Every time evil rears its ugly head fallen men fail to recognize we live in a sin-cursed world populated by people whose “heart is more deceitful than all else and is desperately sick; who can understand it?” (Jeremiah 17:9). So they search about futilely for a cause, something or someone to blame.

He actually blames the massacre on Paddock being able to possess modern automatic weapons. I agree with Michaelson here, I see no need for a ordinary citizen to possess automatic firearms, but I also know Timothy McVeigh killed almost three times as many people (168) when he bombed the Federal Building in downtown Oklahoma City with a truckload of fertilizer.

We cannot blame what Paddock did on guns, but there will be a debate on gun laws because of this fresh instance of violence. So let me clear the air on where I stand on this issue. I own guns but I am not a member of the NRA. I have contemplated getting a concealed weapon permit, but in my heart of hearts I would rather be killed than kill another.

The only other reason to get one would be to protect my wife and those I love should someone try to harm them, but if I can trust the Father with my own wellbeing then I think I can trust His capable hands to care for them. So this is not a gun issue for me.

The issue for me is that we fail to see that the heart of the problem is the problem of the heart.

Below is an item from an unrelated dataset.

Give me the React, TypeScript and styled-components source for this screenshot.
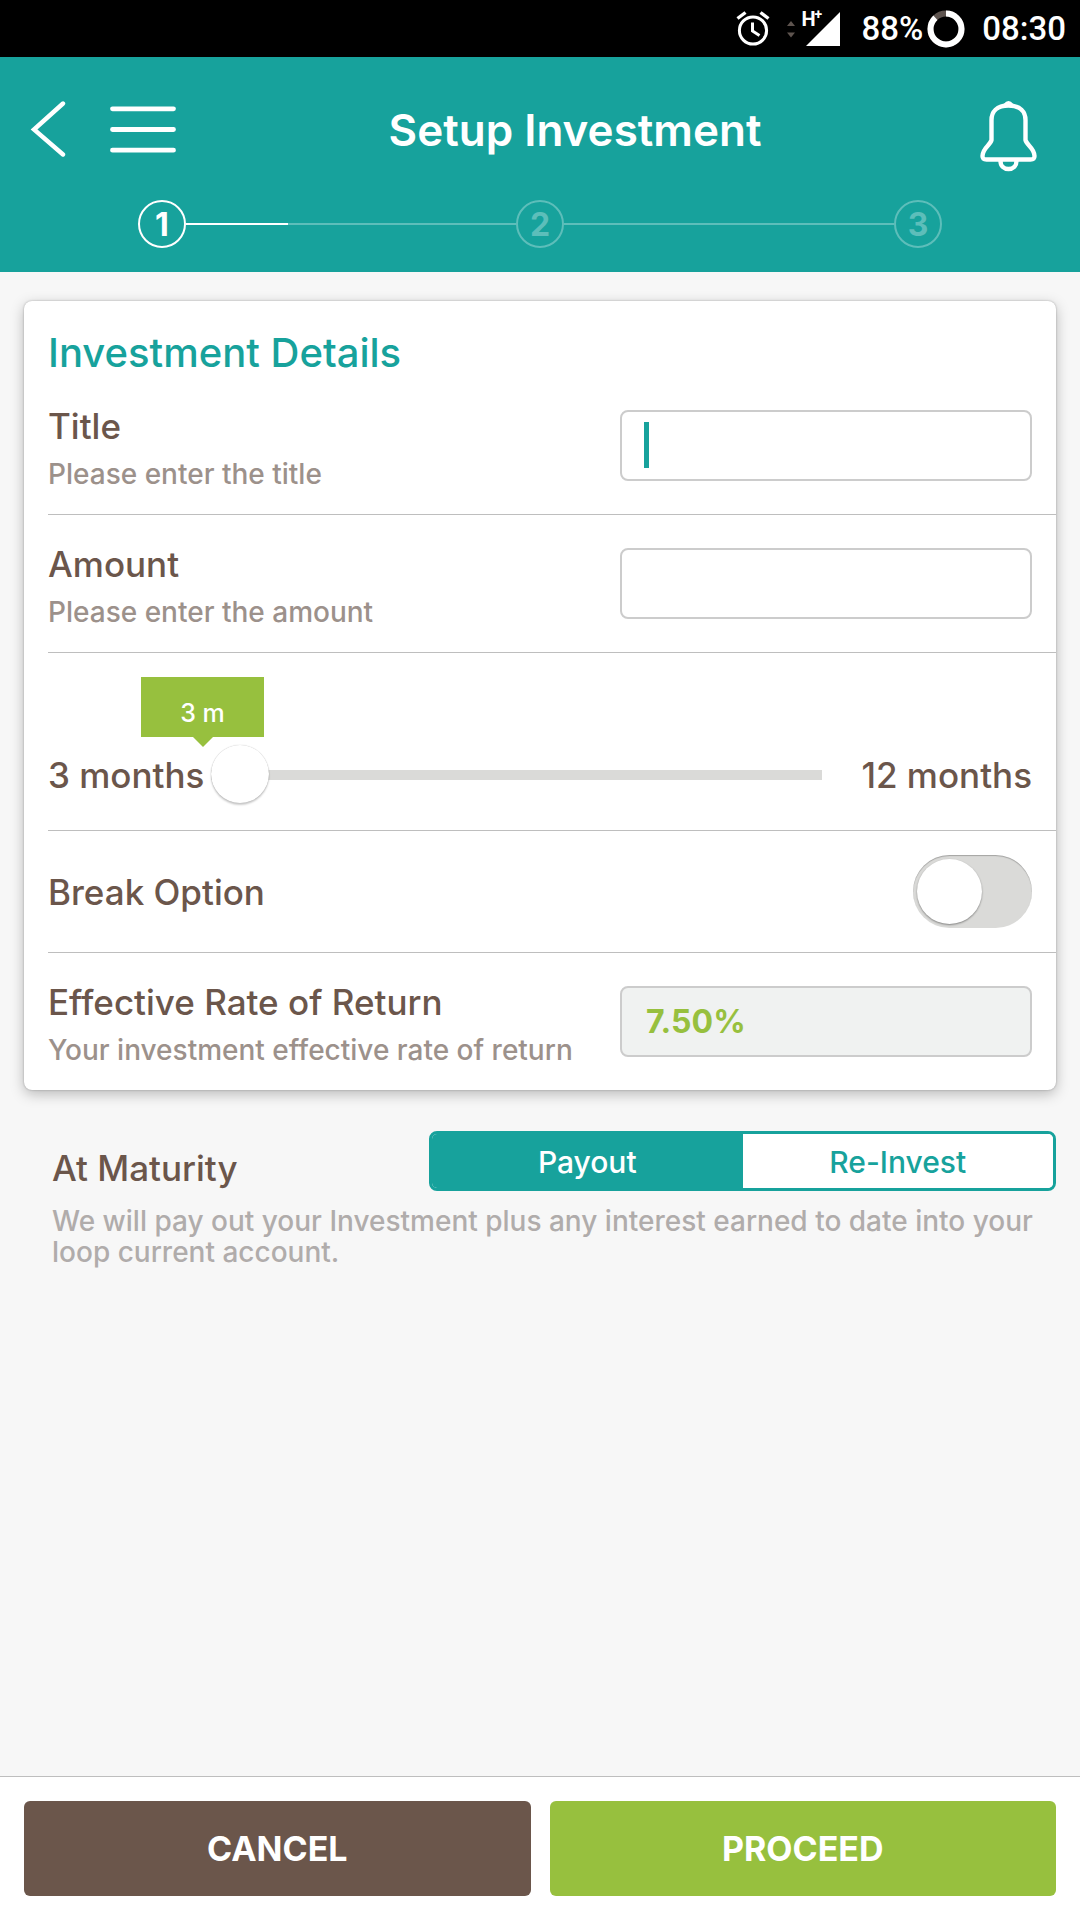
import React, { useState } from "react";
import styled, { createGlobalStyle } from "styled-components";

const teal = "#17a29c";
const green = "#97c03e";
const brown = "#6b564b";
const rule = "#bebebe";

const GlobalStyle = createGlobalStyle`
  *, *::before, *::after { box-sizing: border-box; }
  body { margin: 0; background: #f7f7f7; }
  body, button, input { font-family: Inter, "Liberation Sans", sans-serif; }
  button { border: 0; padding: 0; background: none; cursor: pointer; }
`;

const Page = styled.div`
  display: flex;
  flex-direction: column;
  min-height: 100vh;
  color: ${brown};
`;

const StatusBar = styled.div`
  display: flex;
  align-items: center;
  justify-content: flex-end;
  height: 57px;
  padding-right: 14px;
  background: #000;
  color: #fff;
  font: 500 33px/40px Roboto, sans-serif;
`;

const StatusIcon = styled.svg<{ $gap: number }>`
  display: block;
  flex: none;
  margin-right: ${(p) => p.$gap}px;
`;

const Signal = styled.div`
  position: relative;
  margin-right: 20px;
  svg { display: block; }
`;

const SignalType = styled.span`
  position: absolute;
  left: -4px;
  top: -2px;
  font: 700 20px/20px Roboto, sans-serif;
  sup { position: absolute; left: 13px; top: -4px; font-size: 14px; line-height: 18px; }
`;

const Battery = styled.span`
  margin-right: 4px;
`;

const Header = styled.header`
  background: ${teal};
  color: #fff;
  padding-bottom: 24px;
`;

const TitleBar = styled.div`
  display: flex;
  align-items: center;
  height: 143px;
  padding: 0 40px 0 30px;
`;

const IconButton = styled.button<{ $gap?: number; $drop?: number }>`
  flex: none;
  margin-right: ${(p) => p.$gap ?? 0}px;
  padding-top: ${(p) => p.$drop ?? 0}px;
  svg { display: block; fill: none; stroke: #fff; stroke-linecap: round; stroke-linejoin: round; }
`;

const PageTitle = styled.h1`
  flex: 1;
  margin: 0;
  padding-top: 2px;
  text-align: center;
  font-size: 44px;
  line-height: 52px;
  font-weight: 600;
`;

const Steps = styled.ol`
  display: flex;
  align-items: center;
  margin: 0;
  padding: 0 138px;
  list-style: none;
`;

const Step = styled.li<{ $active?: boolean }>`
  display: flex;
  align-items: center;
  justify-content: center;
  flex: none;
  width: 48px;
  height: 48px;
  padding-top: 2px;
  border: 2px solid currentColor;
  border-radius: 50%;
  color: ${(p) => (p.$active ? "#fff" : "#5dbeba")};
  font-size: 32px;
  line-height: 40px;
  font-weight: 700;
`;

const Connector = styled.li<{ $done?: number }>`
  flex: 1;
  height: 2px;
  background: #5dbeba;
  &::before {
    content: "";
    display: block;
    width: ${(p) => p.$done ?? 0}%;
    height: 2px;
    background: #fff;
  }
`;

const Main = styled.main`
  flex: 1;
  padding: 29px 24px;
`;

const Card = styled.section`
  padding: 28px 0 0 24px;
  background: #fff;
  border-radius: 8px;
  box-shadow: 0 0 2px rgba(0, 0, 0, 0.3), 0 4px 14px rgba(0, 0, 0, 0.26);
`;

const CardTitle = styled.h2`
  margin: 0;
  color: ${teal};
  font-size: 40px;
  line-height: 48px;
  font-weight: 500;
`;

const Row = styled.div<{ $height: number }>`
  display: flex;
  align-items: center;
  justify-content: space-between;
  min-height: ${(p) => p.$height}px;
  padding-right: 24px;
  border-bottom: 1px solid ${rule};
  &:last-child { border-bottom: 0; }
`;

const Texts = styled.div`
  padding-top: 8px;
`;

const Label = styled.label`
  display: block;
  font-size: 35px;
  line-height: 40px;
  font-weight: 500;
`;

const Hint = styled.p`
  margin: 8px 0 0;
  color: #9c918b;
  font-size: 28px;
  line-height: 40px;
  font-weight: 500;
`;

const Field = styled.div`
  position: relative;
  flex: none;
  width: 40%;
  min-width: 412px;
  max-width: 412px;
`;

const TextBox = styled.input`
  display: block;
  width: 100%;
  height: 71px;
  padding: 0 24px;
  border: 2px solid #ccc;
  border-radius: 8px;
  background: #fff;
  color: ${green};
  font-size: 32px;
  font-weight: 700;
  outline: 0;
  caret-color: ${teal};
  &:read-only { background: #f0f2f1; }
`;

const Caret = styled.span`
  position: absolute;
  left: 24px;
  top: 12px;
  width: 5px;
  height: 46px;
  background: ${teal};
`;

const SliderRow = styled(Row)`
  display: grid;
  grid-template-columns: 163px 1fr 210px;
  align-items: center;
  padding-top: 67px;
`;

const EndLabel = styled(Label)`
  text-align: right;
`;

const SliderBox = styled.div`
  position: relative;
`;

const Slider = styled.input`
  appearance: none;
  display: block;
  width: 100%;
  height: 60px;
  margin: 0;
  background: transparent;
  &::-webkit-slider-runnable-track { height: 10px; background: #dadad8; }
  &::-webkit-slider-thumb {
    appearance: none;
    width: 58px;
    height: 58px;
    margin-top: -25px;
    border-radius: 50%;
    background: #fff;
    box-shadow: 0 0 1px rgba(0, 0, 0, 0.3), 0 2px 2px rgba(0, 0, 0, 0.2);
  }
`;

const Bubble = styled.output`
  position: absolute;
  bottom: 68px;
  width: 123px;
  height: 60px;
  margin-left: -70px;
  padding-top: 12px;
  background: ${green};
  color: #fff;
  text-align: center;
  font-size: 25px;
  line-height: 48px;
  font-weight: 500;
  &::after {
    content: "";
    position: absolute;
    left: 50%;
    top: 100%;
    margin-left: -10px;
    border: 10px solid transparent;
    border-top-color: ${green};
    border-bottom: 0;
  }
`;

const Toggle = styled.input`
  appearance: none;
  width: 119px;
  height: 73px;
  margin: 0;
  padding: 4px;
  border-radius: 37px;
  background: #dadad8;
  box-shadow: inset 0 1px 1px rgba(0, 0, 0, 0.25);
  &::before {
    content: "";
    display: block;
    width: 65px;
    height: 65px;
    border-radius: 50%;
    background: #fff;
    box-shadow: 0 1px 2px rgba(0, 0, 0, 0.4);
  }
  &:checked { background: ${teal}; }
  &:checked::before { margin-left: auto; }
`;

const Maturity = styled.section`
  padding: 41px 0 0 28px;
`;

const MaturityHead = styled.div`
  display: flex;
  align-items: flex-end;
  justify-content: space-between;
`;

const MaturityTitle = styled.h3`
  margin: 0;
  font-size: 35px;
  line-height: 46px;
  font-weight: 500;
`;

const Segments = styled.div`
  display: flex;
  width: 627px;
  border: 3px solid ${teal};
  border-radius: 8px;
  background: #fff;
  overflow: hidden;
`;

const Segment = styled.button<{ $on: boolean }>`
  flex: 1;
  height: 54px;
  padding-top: 2px;
  background: ${(p) => (p.$on ? teal : "#fff")};
  color: ${(p) => (p.$on ? "#fff" : teal)};
  font-size: 30px;
  line-height: 40px;
  font-weight: 500;
`;

const MaturityNote = styled.p`
  margin: 15px 8px 0 0;
  color: #b0acab;
  font-size: 28px;
  line-height: 31px;
  font-weight: 500;
`;

const Footer = styled.footer`
  display: flex;
  gap: 19px;
  padding: 24px;
  border-top: 1px solid ${rule};
  background: #fff;
`;

const Action = styled.button<{ $color: string }>`
  flex: 1;
  height: 95px;
  border-radius: 6px;
  background: ${(p) => p.$color};
  color: #fff;
  font-size: 34px;
  line-height: 44px;
  font-weight: 700;
`;

const notes: Record<string, string> = {
  Payout:
    "We will pay out your Investment plus any interest earned to date into your loop current account.",
  "Re-Invest":
    "We will re-invest your Investment plus any interest earned to date.",
};

export default function App() {
  const [months, setMonths] = useState(3);
  const [maturity, setMaturity] = useState("Payout");
  const ratio = (months - 3) / 9;

  return (
    <Page>
      <GlobalStyle />
      <StatusBar>
        <StatusIcon $gap={17} width="34" height="36" viewBox="0 0 34 36" fill="none" stroke="#fff" strokeWidth="3">
          <circle cx="17" cy="19.5" r="13.6" />
          <path d="M16.5 11.500v8.500l7 4.500" />
          <path d="M1.500 7.500l8-6M32.500 7.500l-8-6" strokeWidth="3.400" />
        </StatusIcon>
        <StatusIcon $gap={10} width="8" height="36" viewBox="0 0 8 36" fill="#5e544f">
          <path d="M0 15l4-5 4 5zM0 21.500h8l-4 5z" />
        </StatusIcon>
        <Signal>
          <SignalType>H<sup>+</sup></SignalType>
          <svg width="36" height="36" viewBox="0 0 36 36">
            <path d="M35 1v34H1z" fill="#fff" />
          </svg>
        </Signal>
        <Battery>88%</Battery>
        <StatusIcon $gap={17} width="38" height="38" viewBox="0 0 38 38" fill="none" strokeWidth="6">
          <circle cx="19" cy="19" r="15.500" stroke="#5e544f" />
          <circle cx="19" cy="19" r="15.500" stroke="#fff" pathLength="100" strokeDasharray="88 12" transform="rotate(-90 19 19)" />
        </StatusIcon>
        <span>08:30</span>
      </StatusBar>

      <Header>
        <TitleBar>
          <IconButton $gap={42} aria-label="Back">
            <svg width="36" height="58" viewBox="0 0 36 58" strokeWidth="4.400">
              <path d="M33 3.500L4 29.500L33 54.500" strokeLinejoin="miter" />
            </svg>
          </IconButton>
          <IconButton aria-label="Menu">
            <svg width="70" height="50" viewBox="0 0 70 50" strokeWidth="4.800">
              <path d="M4.500 4.800h61M4.500 25.500h61M4.500 46.200h61" />
            </svg>
          </IconButton>
          <PageTitle>Setup Investment</PageTitle>
          <IconButton aria-label="Notifications" $drop={14}>
            <svg width="68" height="74" viewBox="0 0 68 74" strokeWidth="4.400">
              <path d="M36.500 6.500C24.500 6.500 19.500 13 19.500 21V41C18.500 46 10.500 49 10.500 57C10.500 60 12 60.500 14.500 60.500H58.500C61 60.500 62.500 60 62.500 57C62.500 49 54.500 46 53.500 41V21C53.500 13 48.500 6.500 36.500 6.500Z" />
              <path d="M28.500 62C28.500 67 32 70 36.500 70S44.500 67 44.500 62" />
              <path d="M32.500 5.500Q36.500 0.500 40.500 5.500Z" fill="#fff" strokeWidth="2" />
            </svg>
          </IconButton>
        </TitleBar>
        <Steps>
          <Step $active>1</Step>
          <Connector $done={31} aria-hidden />
          <Step>2</Step>
          <Connector aria-hidden />
          <Step>3</Step>
        </Steps>
      </Header>

      <Main>
        <Card>
          <CardTitle>Investment Details</CardTitle>
          <Row $height={138}>
            <Texts>
              <Label htmlFor="title">Title</Label>
              <Hint>Please enter the title</Hint>
            </Texts>
            <Field>
              <TextBox id="title" />
              <Caret />
            </Field>
          </Row>
          <Row $height={138}>
            <Texts>
              <Label htmlFor="amount">Amount</Label>
              <Hint>Please enter the amount</Hint>
            </Texts>
            <Field>
              <TextBox id="amount" inputMode="decimal" />
            </Field>
          </Row>
          <SliderRow $height={178}>
            <Label htmlFor="months">3 months</Label>
            <SliderBox>
              <Slider
                id="months"
                type="range"
                min={3}
                max={12}
                value={months}
                onChange={(e) => setMonths(Number(e.target.value))}
              />
              <Bubble htmlFor="months" style={{ left: `calc(${ratio} * (100% - 58px))` }}>
                {months} m
              </Bubble>
            </SliderBox>
            <EndLabel htmlFor="months">12 months</EndLabel>
          </SliderRow>
          <Row $height={122}>
            <Label htmlFor="break">Break Option</Label>
            <Toggle id="break" type="checkbox" role="switch" />
          </Row>
          <Row $height={137}>
            <Texts>
              <Label htmlFor="rate">Effective Rate of Return</Label>
              <Hint>Your investment effective rate of return</Hint>
            </Texts>
            <Field>
              <TextBox id="rate" value="7.50%" readOnly />
            </Field>
          </Row>
        </Card>

        <Maturity>
          <MaturityHead>
            <MaturityTitle>At Maturity</MaturityTitle>
            <Segments role="group" aria-label="At Maturity">
              {Object.keys(notes).map((name) => (
                <Segment
                  key={name}
                  $on={maturity === name}
                  aria-pressed={maturity === name}
                  onClick={() => setMaturity(name)}
                >
                  {name}
                </Segment>
              ))}
            </Segments>
          </MaturityHead>
          <MaturityNote>{notes[maturity]}</MaturityNote>
        </Maturity>
      </Main>

      <Footer>
        <Action $color={brown}>CANCEL</Action>
        <Action $color={green}>PROCEED</Action>
      </Footer>
    </Page>
  );
}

The first violent act in the Bible was a murder and at its core it was a religious conflict: Abel’s sacrifice was accepted and Cain’s was rejected, and Cain killed him for it after God had given him sound advice.

When Cain turned his back on God’s counsel, he turned on his brother, and it has been that way ever since; as people turn away from God’s truth, they turn on one another. Our only hope as a nation is to repent and turn to Christ.